Word for word, transcribe the lines below and drop the pictures.
──────── Information shown ────────
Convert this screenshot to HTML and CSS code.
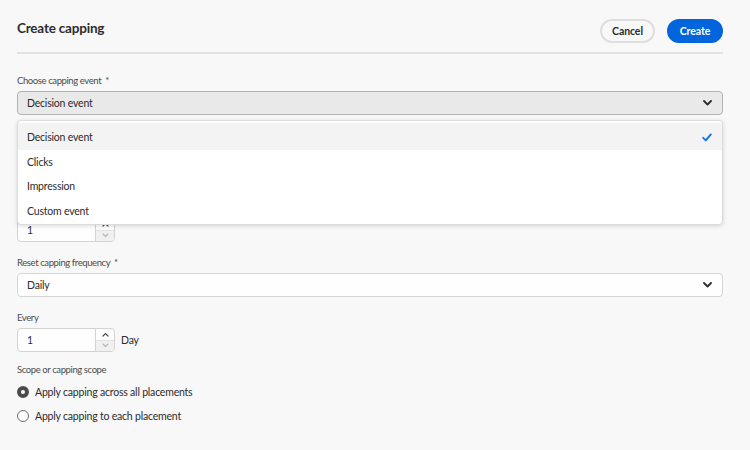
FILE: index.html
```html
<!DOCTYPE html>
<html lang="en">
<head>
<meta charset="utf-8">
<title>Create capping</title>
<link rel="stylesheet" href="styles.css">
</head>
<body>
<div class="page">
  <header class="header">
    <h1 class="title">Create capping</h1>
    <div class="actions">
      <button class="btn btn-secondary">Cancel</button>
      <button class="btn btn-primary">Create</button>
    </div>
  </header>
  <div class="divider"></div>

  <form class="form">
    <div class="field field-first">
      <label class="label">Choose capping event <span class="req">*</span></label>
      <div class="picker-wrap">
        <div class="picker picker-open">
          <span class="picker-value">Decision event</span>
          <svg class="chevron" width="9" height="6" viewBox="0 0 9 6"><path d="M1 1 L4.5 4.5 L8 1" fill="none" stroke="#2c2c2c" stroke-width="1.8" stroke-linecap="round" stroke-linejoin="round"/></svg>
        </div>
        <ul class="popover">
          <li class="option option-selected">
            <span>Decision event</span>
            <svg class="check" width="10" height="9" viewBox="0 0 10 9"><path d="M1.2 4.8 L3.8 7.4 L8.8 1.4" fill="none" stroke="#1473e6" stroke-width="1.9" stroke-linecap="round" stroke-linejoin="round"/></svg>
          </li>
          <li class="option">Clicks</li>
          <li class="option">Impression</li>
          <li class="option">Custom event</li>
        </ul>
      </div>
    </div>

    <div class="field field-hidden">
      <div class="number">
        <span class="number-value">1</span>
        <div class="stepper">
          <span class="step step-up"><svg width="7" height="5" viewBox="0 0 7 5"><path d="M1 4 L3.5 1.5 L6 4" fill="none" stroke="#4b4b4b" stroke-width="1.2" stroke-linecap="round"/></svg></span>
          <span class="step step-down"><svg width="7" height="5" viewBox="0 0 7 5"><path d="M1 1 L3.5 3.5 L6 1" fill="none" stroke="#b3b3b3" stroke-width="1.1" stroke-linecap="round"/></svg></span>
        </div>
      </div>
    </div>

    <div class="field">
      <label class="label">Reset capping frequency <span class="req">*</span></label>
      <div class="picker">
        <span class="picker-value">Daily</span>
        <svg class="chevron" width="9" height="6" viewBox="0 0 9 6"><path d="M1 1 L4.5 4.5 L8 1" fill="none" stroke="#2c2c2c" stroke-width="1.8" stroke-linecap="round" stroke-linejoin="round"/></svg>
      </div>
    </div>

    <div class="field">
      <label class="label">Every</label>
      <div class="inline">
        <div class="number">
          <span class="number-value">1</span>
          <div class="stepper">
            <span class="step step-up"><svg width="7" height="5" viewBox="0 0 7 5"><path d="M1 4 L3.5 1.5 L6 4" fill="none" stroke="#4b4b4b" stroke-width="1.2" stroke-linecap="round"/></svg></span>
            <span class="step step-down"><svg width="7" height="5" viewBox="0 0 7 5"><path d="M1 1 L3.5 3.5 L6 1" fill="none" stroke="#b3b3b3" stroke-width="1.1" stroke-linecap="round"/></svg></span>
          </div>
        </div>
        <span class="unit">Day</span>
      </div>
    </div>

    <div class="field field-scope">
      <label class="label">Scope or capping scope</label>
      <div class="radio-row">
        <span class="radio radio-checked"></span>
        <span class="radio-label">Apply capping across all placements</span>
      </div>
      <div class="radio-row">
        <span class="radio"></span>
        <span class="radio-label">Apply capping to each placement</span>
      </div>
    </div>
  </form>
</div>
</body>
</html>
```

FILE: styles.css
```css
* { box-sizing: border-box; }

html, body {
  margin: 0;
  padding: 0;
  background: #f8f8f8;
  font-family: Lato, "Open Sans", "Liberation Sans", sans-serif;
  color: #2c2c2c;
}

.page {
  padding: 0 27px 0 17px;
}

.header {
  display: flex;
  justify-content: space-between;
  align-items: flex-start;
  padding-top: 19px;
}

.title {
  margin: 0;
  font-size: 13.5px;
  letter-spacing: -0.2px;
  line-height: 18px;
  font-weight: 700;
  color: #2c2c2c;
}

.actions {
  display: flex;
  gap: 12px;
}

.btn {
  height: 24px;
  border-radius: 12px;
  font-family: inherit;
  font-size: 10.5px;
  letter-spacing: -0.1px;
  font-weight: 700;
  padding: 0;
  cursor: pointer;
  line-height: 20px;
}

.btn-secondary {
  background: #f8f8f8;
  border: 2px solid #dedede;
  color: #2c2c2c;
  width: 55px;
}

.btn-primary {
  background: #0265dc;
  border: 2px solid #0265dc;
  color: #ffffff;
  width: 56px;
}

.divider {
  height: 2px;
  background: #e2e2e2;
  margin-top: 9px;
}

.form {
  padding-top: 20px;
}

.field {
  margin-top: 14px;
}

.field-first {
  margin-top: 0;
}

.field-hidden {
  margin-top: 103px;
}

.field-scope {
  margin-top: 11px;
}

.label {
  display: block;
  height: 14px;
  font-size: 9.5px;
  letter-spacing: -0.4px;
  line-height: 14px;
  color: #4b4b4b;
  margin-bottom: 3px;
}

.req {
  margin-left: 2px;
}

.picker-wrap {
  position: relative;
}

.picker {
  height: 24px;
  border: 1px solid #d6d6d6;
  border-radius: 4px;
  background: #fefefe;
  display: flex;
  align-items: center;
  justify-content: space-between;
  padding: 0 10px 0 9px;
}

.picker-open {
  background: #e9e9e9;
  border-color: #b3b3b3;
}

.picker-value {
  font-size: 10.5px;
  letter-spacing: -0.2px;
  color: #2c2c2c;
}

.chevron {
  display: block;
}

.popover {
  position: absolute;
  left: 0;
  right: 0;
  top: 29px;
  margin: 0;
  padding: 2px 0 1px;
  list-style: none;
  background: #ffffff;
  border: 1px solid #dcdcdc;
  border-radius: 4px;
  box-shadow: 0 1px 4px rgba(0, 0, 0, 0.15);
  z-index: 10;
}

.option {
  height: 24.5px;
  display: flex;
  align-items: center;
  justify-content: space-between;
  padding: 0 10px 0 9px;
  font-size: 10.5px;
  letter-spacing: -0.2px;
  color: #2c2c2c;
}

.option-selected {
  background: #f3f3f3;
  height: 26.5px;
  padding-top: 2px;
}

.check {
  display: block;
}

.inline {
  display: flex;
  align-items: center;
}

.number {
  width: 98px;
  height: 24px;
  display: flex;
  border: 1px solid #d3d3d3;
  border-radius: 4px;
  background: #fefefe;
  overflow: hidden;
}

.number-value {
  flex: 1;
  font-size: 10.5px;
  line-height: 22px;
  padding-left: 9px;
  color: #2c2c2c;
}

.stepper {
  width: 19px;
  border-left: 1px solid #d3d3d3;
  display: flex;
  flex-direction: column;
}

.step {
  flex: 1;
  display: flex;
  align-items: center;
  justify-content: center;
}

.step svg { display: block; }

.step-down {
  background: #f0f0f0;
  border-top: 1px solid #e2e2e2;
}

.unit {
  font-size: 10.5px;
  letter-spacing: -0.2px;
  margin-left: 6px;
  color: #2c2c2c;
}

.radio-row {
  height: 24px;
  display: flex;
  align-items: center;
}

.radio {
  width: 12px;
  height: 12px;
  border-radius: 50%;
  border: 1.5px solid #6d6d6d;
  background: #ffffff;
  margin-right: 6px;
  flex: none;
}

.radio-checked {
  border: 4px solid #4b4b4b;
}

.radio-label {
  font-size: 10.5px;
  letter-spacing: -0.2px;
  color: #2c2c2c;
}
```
────────
Solved problem:
Convert this screenshot to HTML and CSS code.
FILE: index.html
```html
<!DOCTYPE html>
<html lang="en">
<head>
<meta charset="utf-8">
<title>Create capping</title>
<link rel="stylesheet" href="styles.css">
</head>
<body>
<div class="page">
  <header class="header">
    <h1 class="title">Create capping</h1>
    <div class="actions">
      <button class="btn btn-secondary">Cancel</button>
      <button class="btn btn-primary">Create</button>
    </div>
  </header>
  <div class="divider"></div>

  <form class="form">
    <div class="field field-first">
      <label class="label">Choose capping event <span class="req">*</span></label>
      <div class="picker-wrap">
        <div class="picker picker-open">
          <span class="picker-value">Decision event</span>
          <svg class="chevron" width="9" height="6" viewBox="0 0 9 6"><path d="M1 1 L4.5 4.5 L8 1" fill="none" stroke="#2c2c2c" stroke-width="1.8" stroke-linecap="round" stroke-linejoin="round"/></svg>
        </div>
        <ul class="popover">
          <li class="option option-selected">
            <span>Decision event</span>
            <svg class="check" width="10" height="9" viewBox="0 0 10 9"><path d="M1.2 4.8 L3.8 7.4 L8.8 1.4" fill="none" stroke="#1473e6" stroke-width="1.9" stroke-linecap="round" stroke-linejoin="round"/></svg>
          </li>
          <li class="option">Clicks</li>
          <li class="option">Impression</li>
          <li class="option">Custom event</li>
        </ul>
      </div>
    </div>

    <div class="field field-hidden">
      <div class="number">
        <span class="number-value">1</span>
        <div class="stepper">
          <span class="step step-up"><svg width="7" height="5" viewBox="0 0 7 5"><path d="M1 4 L3.5 1.5 L6 4" fill="none" stroke="#4b4b4b" stroke-width="1.2" stroke-linecap="round"/></svg></span>
          <span class="step step-down"><svg width="7" height="5" viewBox="0 0 7 5"><path d="M1 1 L3.5 3.5 L6 1" fill="none" stroke="#b3b3b3" stroke-width="1.1" stroke-linecap="round"/></svg></span>
        </div>
      </div>
    </div>

    <div class="field">
      <label class="label">Reset capping frequency <span class="req">*</span></label>
      <div class="picker">
        <span class="picker-value">Daily</span>
        <svg class="chevron" width="9" height="6" viewBox="0 0 9 6"><path d="M1 1 L4.5 4.5 L8 1" fill="none" stroke="#2c2c2c" stroke-width="1.8" stroke-linecap="round" stroke-linejoin="round"/></svg>
      </div>
    </div>

    <div class="field">
      <label class="label">Every</label>
      <div class="inline">
        <div class="number">
          <span class="number-value">1</span>
          <div class="stepper">
            <span class="step step-up"><svg width="7" height="5" viewBox="0 0 7 5"><path d="M1 4 L3.5 1.5 L6 4" fill="none" stroke="#4b4b4b" stroke-width="1.2" stroke-linecap="round"/></svg></span>
            <span class="step step-down"><svg width="7" height="5" viewBox="0 0 7 5"><path d="M1 1 L3.5 3.5 L6 1" fill="none" stroke="#b3b3b3" stroke-width="1.1" stroke-linecap="round"/></svg></span>
          </div>
        </div>
        <span class="unit">Day</span>
      </div>
    </div>

    <div class="field field-scope">
      <label class="label">Scope or capping scope</label>
      <div class="radio-row">
        <span class="radio radio-checked"></span>
        <span class="radio-label">Apply capping across all placements</span>
      </div>
      <div class="radio-row">
        <span class="radio"></span>
        <span class="radio-label">Apply capping to each placement</span>
      </div>
    </div>
  </form>
</div>
</body>
</html>
```

FILE: styles.css
```css
* { box-sizing: border-box; }

html, body {
  margin: 0;
  padding: 0;
  background: #f8f8f8;
  font-family: Lato, "Open Sans", "Liberation Sans", sans-serif;
  color: #2c2c2c;
}

.page {
  padding: 0 27px 0 17px;
}

.header {
  display: flex;
  justify-content: space-between;
  align-items: flex-start;
  padding-top: 19px;
}

.title {
  margin: 0;
  font-size: 13.5px;
  letter-spacing: -0.2px;
  line-height: 18px;
  font-weight: 700;
  color: #2c2c2c;
}

.actions {
  display: flex;
  gap: 12px;
}

.btn {
  height: 24px;
  border-radius: 12px;
  font-family: inherit;
  font-size: 10.5px;
  letter-spacing: -0.1px;
  font-weight: 700;
  padding: 0;
  cursor: pointer;
  line-height: 20px;
}

.btn-secondary {
  background: #f8f8f8;
  border: 2px solid #dedede;
  color: #2c2c2c;
  width: 55px;
}

.btn-primary {
  background: #0265dc;
  border: 2px solid #0265dc;
  color: #ffffff;
  width: 56px;
}

.divider {
  height: 2px;
  background: #e2e2e2;
  margin-top: 9px;
}

.form {
  padding-top: 20px;
}

.field {
  margin-top: 14px;
}

.field-first {
  margin-top: 0;
}

.field-hidden {
  margin-top: 103px;
}

.field-scope {
  margin-top: 11px;
}

.label {
  display: block;
  height: 14px;
  font-size: 9.5px;
  letter-spacing: -0.4px;
  line-height: 14px;
  color: #4b4b4b;
  margin-bottom: 3px;
}

.req {
  margin-left: 2px;
}

.picker-wrap {
  position: relative;
}

.picker {
  height: 24px;
  border: 1px solid #d6d6d6;
  border-radius: 4px;
  background: #fefefe;
  display: flex;
  align-items: center;
  justify-content: space-between;
  padding: 0 10px 0 9px;
}

.picker-open {
  background: #e9e9e9;
  border-color: #b3b3b3;
}

.picker-value {
  font-size: 10.5px;
  letter-spacing: -0.2px;
  color: #2c2c2c;
}

.chevron {
  display: block;
}

.popover {
  position: absolute;
  left: 0;
  right: 0;
  top: 29px;
  margin: 0;
  padding: 2px 0 1px;
  list-style: none;
  background: #ffffff;
  border: 1px solid #dcdcdc;
  border-radius: 4px;
  box-shadow: 0 1px 4px rgba(0, 0, 0, 0.15);
  z-index: 10;
}

.option {
  height: 24.5px;
  display: flex;
  align-items: center;
  justify-content: space-between;
  padding: 0 10px 0 9px;
  font-size: 10.5px;
  letter-spacing: -0.2px;
  color: #2c2c2c;
}

.option-selected {
  background: #f3f3f3;
  height: 26.5px;
  padding-top: 2px;
}

.check {
  display: block;
}

.inline {
  display: flex;
  align-items: center;
}

.number {
  width: 98px;
  height: 24px;
  display: flex;
  border: 1px solid #d3d3d3;
  border-radius: 4px;
  background: #fefefe;
  overflow: hidden;
}

.number-value {
  flex: 1;
  font-size: 10.5px;
  line-height: 22px;
  padding-left: 9px;
  color: #2c2c2c;
}

.stepper {
  width: 19px;
  border-left: 1px solid #d3d3d3;
  display: flex;
  flex-direction: column;
}

.step {
  flex: 1;
  display: flex;
  align-items: center;
  justify-content: center;
}

.step svg { display: block; }

.step-down {
  background: #f0f0f0;
  border-top: 1px solid #e2e2e2;
}

.unit {
  font-size: 10.5px;
  letter-spacing: -0.2px;
  margin-left: 6px;
  color: #2c2c2c;
}

.radio-row {
  height: 24px;
  display: flex;
  align-items: center;
}

.radio {
  width: 12px;
  height: 12px;
  border-radius: 50%;
  border: 1.5px solid #6d6d6d;
  background: #ffffff;
  margin-right: 6px;
  flex: none;
}

.radio-checked {
  border: 4px solid #4b4b4b;
}

.radio-label {
  font-size: 10.5px;
  letter-spacing: -0.2px;
  color: #2c2c2c;
}
```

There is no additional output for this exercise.